Do not carry the pictures over; copy every other part of the entries exactly.

--- Begin Input ---

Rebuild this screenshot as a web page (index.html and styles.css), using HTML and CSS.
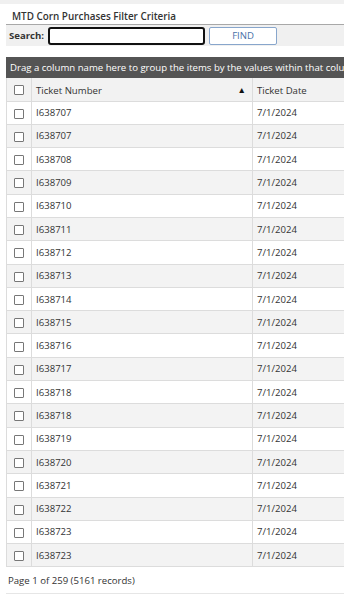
FILE: index.html
```html
<!DOCTYPE html>
<html lang="en">
<head>
  <meta charset="UTF-8" />
  <title>MTD Corn Purchases</title>
  <link rel="stylesheet" href="styles.css">
</head>
<body>
  <div class="topband"></div>

  <div class="panel">
    <div class="panel-title">MTD Corn Purchases Filter Criteria</div>
    <div class="search-bar">
      <label for="search">Search:</label>
      <input id="search" type="text" />
      <button class="find">FIND</button>
    </div>
  </div>

  <div class="grid">
    <div class="group-panel">Drag a column name here to group the items by the values within that column</div>
    <table>
      <thead>
        <tr>
          <th class="chk"><span class="box"></span></th>
          <th class="num">Ticket Number <span class="sort">&#9650;</span></th>
          <th class="date">Ticket Date</th>
        </tr>
      </thead>
      <tbody id="rows"></tbody>
    </table>
    <div class="pager">Page 1 of 259 (5161 records)</div>
  </div>

  <script>
    const tickets = ["I638707","I638707","I638708","I638709","I638710","I638711","I638712","I638713","I638714","I638715",
                     "I638716","I638717","I638718","I638718","I638719","I638720","I638721","I638722","I638723","I638723"];
    const body = document.getElementById("rows");
    tickets.forEach(t => {
      const tr = document.createElement("tr");
      tr.innerHTML = `<td class="chk"><span class="box"></span></td><td>${t}</td><td>7/1/2024</td>`;
      body.appendChild(tr);
    });
  </script>
</body>
</html>
```

FILE: styles.css
```css
* {
  box-sizing: border-box;
}

body {
  margin: 0;
  font-family: "Open Sans", "Liberation Sans", sans-serif;
  font-size: 9.6px;
  color: #333;
  background: #fff;
  width: 344px;
  overflow: hidden;
}

.topband {
  height: 4px;
  background: #f0f0f0;
}

.panel {
  margin: 0 0 0 6px;
}

.panel-title {
  font-weight: 600;
  font-size: 9.9px;
  padding: 5px 0 3px 6px;
  height: 20px;
  color: #333;
}

.search-bar {
  display: flex;
  align-items: center;
  height: 22px;
  background: #f0f0f0;
  border-top: 1px solid #a8a8a8;
  padding-left: 3px;
}

.search-bar label {
  font-weight: 700;
  color: #333;
  margin-right: 4px;
}

.search-bar input {
  width: 157px;
  height: 18px;
  border: 2px solid #111;
  border-radius: 3px;
  background: #fff;
  outline: none;
  padding: 0 3px;
}

.find {
  width: 68px;
  height: 18px;
  margin-left: 4px;
  border: 1px solid #88a6cc;
  border-radius: 2px;
  background: #fff;
  color: #4a72a8;
  font-family: inherit;
  font-size: 9.6px;
}

.grid {
  margin: 11px 0 0 6px;
  width: 520px;
}

.group-panel {
  background: #545454;
  color: #fff;
  height: 21px;
  line-height: 21px;
  padding-left: 4px;
  white-space: nowrap;
  overflow: hidden;
}

table {
  width: 100%;
  border-collapse: collapse;
  table-layout: fixed;
}

th, td {
  height: 23.3px;
  padding: 0 4px;
  text-align: left;
  font-weight: 400;
  border: 1px solid #dcdcdc;
  white-space: nowrap;
}

th {
  height: 23px;
  padding-top: 3px;
  background: #f2f2f2;
  border-top: none;
}

th.chk {
  width: 25px;
}

th.num {
  width: 221px;
}

.sort {
  float: right;
  font-size: 8.5px;
  color: #111;
  margin-right: 2px;
}

td.chk, th.chk {
  text-align: center;
  padding: 0;
}

tbody tr:nth-child(even) td {
  background: #f3f3f3;
}

.box {
  display: inline-block;
  width: 10px;
  height: 10px;
  border: 1px solid #777;
  border-radius: 1px;
  background: #fff;
  vertical-align: middle;
}

.pager {
  padding: 7px 2px 0;
  height: 27px;
  border-bottom: 1px solid #e6e6e6;
}
```
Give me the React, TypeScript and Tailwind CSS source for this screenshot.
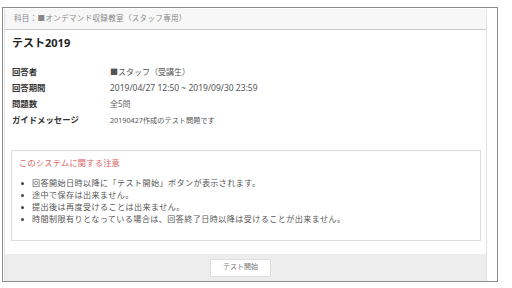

--- End Input ---

Right answer:
Rebuild this screenshot as a web page (index.html and styles.css), using HTML and CSS.
FILE: index.html
```html
<!DOCTYPE html>
<html lang="en">
<head>
  <meta charset="UTF-8" />
  <title>MTD Corn Purchases</title>
  <link rel="stylesheet" href="styles.css">
</head>
<body>
  <div class="topband"></div>

  <div class="panel">
    <div class="panel-title">MTD Corn Purchases Filter Criteria</div>
    <div class="search-bar">
      <label for="search">Search:</label>
      <input id="search" type="text" />
      <button class="find">FIND</button>
    </div>
  </div>

  <div class="grid">
    <div class="group-panel">Drag a column name here to group the items by the values within that column</div>
    <table>
      <thead>
        <tr>
          <th class="chk"><span class="box"></span></th>
          <th class="num">Ticket Number <span class="sort">&#9650;</span></th>
          <th class="date">Ticket Date</th>
        </tr>
      </thead>
      <tbody id="rows"></tbody>
    </table>
    <div class="pager">Page 1 of 259 (5161 records)</div>
  </div>

  <script>
    const tickets = ["I638707","I638707","I638708","I638709","I638710","I638711","I638712","I638713","I638714","I638715",
                     "I638716","I638717","I638718","I638718","I638719","I638720","I638721","I638722","I638723","I638723"];
    const body = document.getElementById("rows");
    tickets.forEach(t => {
      const tr = document.createElement("tr");
      tr.innerHTML = `<td class="chk"><span class="box"></span></td><td>${t}</td><td>7/1/2024</td>`;
      body.appendChild(tr);
    });
  </script>
</body>
</html>
```

FILE: styles.css
```css
* {
  box-sizing: border-box;
}

body {
  margin: 0;
  font-family: "Open Sans", "Liberation Sans", sans-serif;
  font-size: 9.6px;
  color: #333;
  background: #fff;
  width: 344px;
  overflow: hidden;
}

.topband {
  height: 4px;
  background: #f0f0f0;
}

.panel {
  margin: 0 0 0 6px;
}

.panel-title {
  font-weight: 600;
  font-size: 9.9px;
  padding: 5px 0 3px 6px;
  height: 20px;
  color: #333;
}

.search-bar {
  display: flex;
  align-items: center;
  height: 22px;
  background: #f0f0f0;
  border-top: 1px solid #a8a8a8;
  padding-left: 3px;
}

.search-bar label {
  font-weight: 700;
  color: #333;
  margin-right: 4px;
}

.search-bar input {
  width: 157px;
  height: 18px;
  border: 2px solid #111;
  border-radius: 3px;
  background: #fff;
  outline: none;
  padding: 0 3px;
}

.find {
  width: 68px;
  height: 18px;
  margin-left: 4px;
  border: 1px solid #88a6cc;
  border-radius: 2px;
  background: #fff;
  color: #4a72a8;
  font-family: inherit;
  font-size: 9.6px;
}

.grid {
  margin: 11px 0 0 6px;
  width: 520px;
}

.group-panel {
  background: #545454;
  color: #fff;
  height: 21px;
  line-height: 21px;
  padding-left: 4px;
  white-space: nowrap;
  overflow: hidden;
}

table {
  width: 100%;
  border-collapse: collapse;
  table-layout: fixed;
}

th, td {
  height: 23.3px;
  padding: 0 4px;
  text-align: left;
  font-weight: 400;
  border: 1px solid #dcdcdc;
  white-space: nowrap;
}

th {
  height: 23px;
  padding-top: 3px;
  background: #f2f2f2;
  border-top: none;
}

th.chk {
  width: 25px;
}

th.num {
  width: 221px;
}

.sort {
  float: right;
  font-size: 8.5px;
  color: #111;
  margin-right: 2px;
}

td.chk, th.chk {
  text-align: center;
  padding: 0;
}

tbody tr:nth-child(even) td {
  background: #f3f3f3;
}

.box {
  display: inline-block;
  width: 10px;
  height: 10px;
  border: 1px solid #777;
  border-radius: 1px;
  background: #fff;
  vertical-align: middle;
}

.pager {
  padding: 7px 2px 0;
  height: 27px;
  border-bottom: 1px solid #e6e6e6;
}
```
Give me the React, TypeScript and Tailwind CSS source for this screenshot.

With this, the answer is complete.